§ **Collected data**:
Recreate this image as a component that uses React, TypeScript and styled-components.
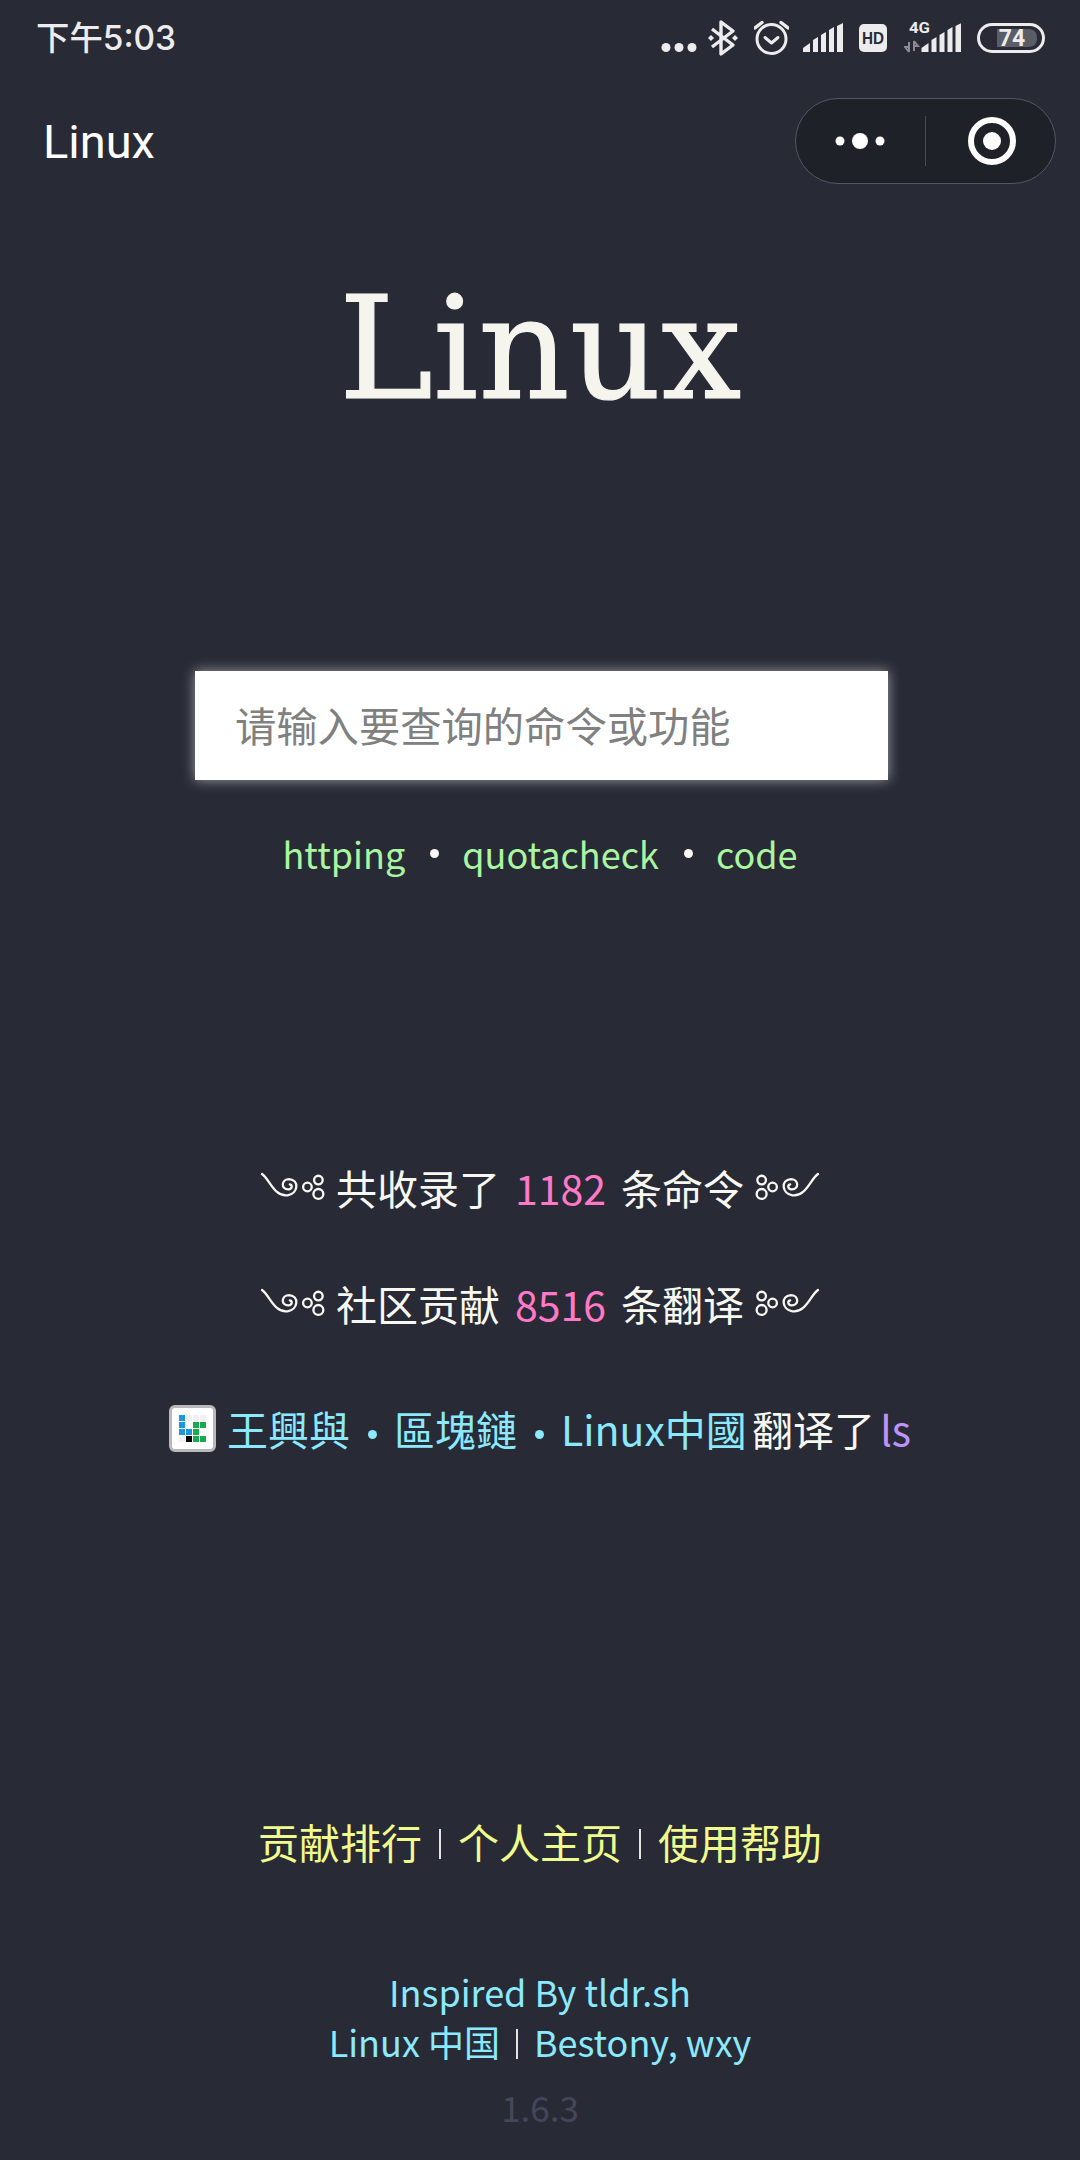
import React from 'react';
import styled, { createGlobalStyle } from 'styled-components';

const CJK = `"Noto Sans CJK SC", "Noto Sans", sans-serif`;

const Global = createGlobalStyle`
  html, body { margin: 0; padding: 0; background: #282a36; }
  * { box-sizing: border-box; }
`;

const Page = styled.div`
  width: 1080px;
  height: 2160px;
  background: #282a36;
  overflow: hidden;
  display: flex;
  flex-direction: column;
  align-items: center;
  font-family: ${CJK};
  color: #f8f8f2;
`;

const StatusBar = styled.div`
  width: 100%;
  height: 76px;
  display: flex;
  align-items: center;
  justify-content: space-between;
  padding: 0 35px 0 36px;
`;

const Clock = styled.div`
  font-family: Inter, ${CJK};
  font-size: 33.4px;
  font-weight: 500;
  color: #ececec;
  line-height: 1;
  padding-top: 2px;
`;

const StatusIcons = styled.div`
  display: flex;
  align-items: center;
  height: 76px;
`;

const StatusSvg = styled.svg<{ $ml: number }>`
  display: block;
  margin-left: ${p => p.$ml}px;
  flex: none;
`;

const NavBar = styled.div`
  width: 100%;
  height: 130px;
  display: flex;
  align-items: flex-start;
  justify-content: space-between;
  padding: 22px 24px 0 43px;
`;

const NavTitle = styled.div`
  font-family: Roboto, sans-serif;
  font-size: 47px;
  line-height: 88px;
  color: #fff;
`;

const Capsule = styled.div`
  width: 261px;
  height: 86px;
  border-radius: 43px;
  border: 1.5px solid #55575f;
  background: #1f2129;
  display: flex;
  align-items: center;
`;

const CapsuleSide = styled.div<{ $pad?: string }>`
  flex: 1;
  height: 100%;
  display: flex;
  align-items: center;
  justify-content: center;
  padding: ${p => p.$pad ?? '0'};
`;

const CapsuleDivider = styled.div`
  width: 1px;
  height: 50px;
  background: #4a4c55;
`;

const Title = styled.h1`
  margin: 58px 0 0;
  font-family: "DejaVu Serif", serif;
  font-weight: 400;
  font-size: 142px;
  line-height: 170px;
  color: #f5f5ee;
  -webkit-text-stroke: 1.2px #f5f5ee;
`;

const SearchBox = styled.div`
  margin: 237px 0 0 3px;
  width: 693px;
  height: 109px;
  background: #fff;
  box-shadow: 0 0 12px rgba(255, 255, 255, 0.55);
  display: flex;
  align-items: center;
  padding: 0 0 3px 40px;
  font-size: 41.3px;
  color: #808080;
`;

const Hints = styled.div`
  margin-top: 45px;
  display: flex;
  align-items: center;
  font-size: 36px;
  line-height: 56px;
  color: #a9f5a0;
`;

const HintDot = styled.span`
  width: 9px;
  height: 9px;
  border-radius: 50%;
  background: #f8f8f2;
  margin: 0 23px 0 25px;
`;

const Stat = styled.div<{ $mt: number }>`
  margin-top: ${p => p.$mt}px;
  display: flex;
  align-items: center;
  font-size: 41px;
  line-height: 60px;
`;

const Num = styled.span`
  color: #ff79c6;
  margin: 0 15px 0 15px;
`;

const FlourishSvg = styled.svg<{ $flip?: boolean }>`
  display: block;
  width: 65px;
  height: 30px;
  margin: ${p => (p.$flip ? '0 0 0 11px' : '0 11px 0 0')};
  transform: ${p => (p.$flip ? 'scaleX(-1)' : 'none')};
`;

const Recent = styled.div`
  margin-top: 65px;
  display: flex;
  align-items: center;
  font-size: 41px;
  line-height: 60px;
  word-spacing: -4px;
`;

const Avatar = styled.div`
  width: 47px;
  height: 47px;
  border: 3px solid #b9b9b9;
  border-radius: 6px;
  background: #fff;
  margin-right: 11px;
  display: grid;
  grid-template-columns: repeat(4, 6px);
  grid-auto-rows: 6px;
  gap: 1px;
  justify-content: center;
  align-content: center;
`;

const Tile = styled.i<{ $c: string }>`
  display: block;
  background: ${p => p.$c};
`;

const Cyan = styled.span`
  color: #8be9fd;
`;

const Sep = styled.span`
  display: inline-block;
  width: 9px;
  height: 9px;
  border-radius: 50%;
  background: #8be9fd;
  margin: 0 17px 0 18px;
  vertical-align: middle;
`;

const Purple = styled.span`
  color: #bd93f9;
`;

const Links = styled.div`
  margin-top: 353px;
  display: flex;
  align-items: center;
  font-size: 41px;
  line-height: 60px;
  color: #f1fa8c;
`;

const VBar = styled.span<{ $h: number; $m: number }>`
  display: inline-block;
  width: 2px;
  height: ${p => p.$h}px;
  background: #e4e4e0;
  margin: 5px ${p => p.$m}px 0;
`;

const Credits = styled.div`
  margin-top: 95px;
  display: flex;
  flex-direction: column;
  align-items: center;
  font-size: 36px;
  line-height: 50px;
  color: #8be9fd;
`;

const CreditRow = styled.div`
  display: flex;
  align-items: center;
`;

const Version = styled.div`
  margin-top: 18px;
  font-size: 35px;
  line-height: 46px;
  color: #44475a;
`;

const Flourish = ({ flip }: { flip?: boolean }) => (
  <FlourishSvg $flip={flip} viewBox="62 92 196 88" fill="none" stroke="#f8f8f2" strokeWidth="7" strokeLinecap="round">
    <path d="M68 97C92 114 105 166 145 161C177 156 182 114 150 112C125 112 124 145 149 143C160 141 160 130 152 128" />
    <circle cx="205" cy="136" r="13" />
    <circle cx="238" cy="115" r="13" />
    <circle cx="238" cy="157" r="15" />
  </FlourishSvg>
);

const Signal = () => (
  <>
    <path d="M0 29V25L7 20V29Z" />
    <path d="M10 29V17L15 14V29Z" />
    <path d="M18 29V12L23 9V29Z" />
    <path d="M26 29V7L31 4V29Z" />
    <path d="M34 29V3L40 0V29Z" />
  </>
);

const tiles = [
  '#1c96e0', '#f1f1f1', '#f1f1f1', '#f1f1f1',
  '#1c96e0', '#ffffff', '#1aa850', '#1aa850',
  '#1c96e0', '#1c96e0', '#1aa850', '#ffffff',
  '#f1f1f1', '#000000', '#1aa850', '#1aa850',
];

export default function App() {
  return (
    <Page>
      <Global />
      <StatusBar>
        <Clock>下午5:03</Clock>
        <StatusIcons>
          <StatusSvg $ml={0} width="36" height="76" viewBox="0 0 36 76" fill="#ececec">
            <circle cx="5" cy="47.5" r="4.5" />
            <circle cx="18" cy="47.5" r="4.5" />
            <circle cx="31" cy="47.5" r="4.5" />
          </StatusSvg>
          <StatusSvg $ml={11} width="30" height="76" viewBox="0 0 30 76" fill="none" stroke="#ececec">
            <path d="M4 29L25 45L13 54V22L25 31L4 47" strokeWidth="3.4" strokeLinejoin="round" />
            <path d="M3 35L6 38L3 41L0 38Z" fill="#ececec" stroke="none" />
            <path d="M27 35L30 38L27 41L24 38Z" fill="#ececec" stroke="none" />
          </StatusSvg>
          <StatusSvg $ml={16} width="35" height="76" viewBox="0 0 35 76" fill="none" stroke="#ececec" strokeWidth="3">
            <circle cx="17.5" cy="39" r="14.5" />
            <path d="M11 37.5L17.5 43L24 37.5" strokeLinecap="round" strokeLinejoin="round" />
            <path d="M1 28L8 22.5M34 28L27 22.5" strokeLinecap="round" strokeWidth="3.4" />
          </StatusSvg>
          <StatusSvg $ml={14} width="40" height="76" viewBox="0 -23 40 76" fill="#ececec">
            <Signal />
          </StatusSvg>
          <StatusSvg $ml={16} width="28" height="76" viewBox="0 0 28 76">
            <rect x="0" y="24" width="28" height="28" rx="5" fill="#ececec" />
            <text x="14" y="44" textAnchor="middle" fontFamily="'Liberation Sans', sans-serif" fontSize="16.5" fontWeight="700" textLength="22" lengthAdjust="spacingAndGlyphs" fill="#282a36">HD</text>
          </StatusSvg>
          <StatusSvg $ml={17} width="57" height="76" viewBox="0 -23 57 76" fill="#ececec">
            <text x="5" y="9.5" fontFamily="Roboto, sans-serif" fontSize="15" fontWeight="700" textLength="21" lengthAdjust="spacingAndGlyphs">4G</text>
            <path d="M5 29V19M5 29L1 24H4" stroke="#8a8c94" strokeWidth="2" fill="none" />
            <path d="M10 18V28M10 18L14 23H11" stroke="#8a8c94" strokeWidth="2" fill="none" />
            <g transform="translate(17.5 0)">
              <Signal />
            </g>
          </StatusSvg>
          <StatusSvg $ml={16} width="68" height="76" viewBox="0 0 68 76">
            <rect x="1.5" y="24.5" width="65" height="27" rx="13.5" fill="none" stroke="#ececec" strokeWidth="3" />
            <path d="M20 29H51C58 29 60 33 60 38C60 43 58 47 51 47H20Z" fill="#5a5c66" />
            <text x="35" y="46" textAnchor="middle" fontFamily="Roboto, sans-serif" fontSize="23" fontWeight="700" fill="#ececec">74</text>
          </StatusSvg>
        </StatusIcons>
      </StatusBar>

      <NavBar>
        <NavTitle>Linux</NavTitle>
        <Capsule>
          <CapsuleSide $pad="0 2px 0 0">
            <svg width="52" height="20" viewBox="0 0 52 20" fill="#fff">
              <circle cx="6" cy="10" r="4.5" />
              <circle cx="26" cy="10" r="8" />
              <circle cx="46" cy="10" r="4.5" />
            </svg>
          </CapsuleSide>
          <CapsuleDivider />
          <CapsuleSide $pad="0 0 0 2px">
            <svg width="48" height="48" viewBox="0 0 48 48">
              <circle cx="24" cy="24" r="21" fill="none" stroke="#fff" strokeWidth="6" />
              <circle cx="24" cy="24" r="9" fill="#fff" />
            </svg>
          </CapsuleSide>
        </Capsule>
      </NavBar>

      <Title>Linux</Title>

      <SearchBox>请输入要查询的命令或功能</SearchBox>

      <Hints>
        <span>httping</span>
        <HintDot />
        <span>quotacheck</span>
        <HintDot />
        <span>code</span>
      </Hints>

      <Stat $mt={276}>
        <Flourish />
        共收录了<Num>1182</Num>条命令
        <Flourish flip />
      </Stat>
      <Stat $mt={56}>
        <Flourish />
        社区贡献<Num>8516</Num>条翻译
        <Flourish flip />
      </Stat>

      <Recent>
        <Avatar>
          {tiles.map((c, i) => (
            <Tile key={i} $c={c} />
          ))}
        </Avatar>
        <span>
          <Cyan>王興與<Sep />區塊鏈<Sep />Linux中國</Cyan> 翻译了 <Purple>ls</Purple>
        </span>
      </Recent>

      <Links>
        贡献排行
        <VBar $h={30} $m={17} />
        个人主页
        <VBar $h={30} $m={17} />
        使用帮助
      </Links>

      <Credits>
        <div>Inspired By tldr.sh</div>
        <CreditRow>
          Linux 中国
          <VBar $h={30} $m={16} />
          Bestony, wxy
        </CreditRow>
      </Credits>

      <Version>1.6.3</Version>
    </Page>
  );
}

§ **Exercise description**:
Lines that hold "components" are the ones to copy; find all of them.

§ **Exercise result**:
Recreate this image as a component that uses React, TypeScript and styled-components.
import styled, { createGlobalStyle } from 'styled-components';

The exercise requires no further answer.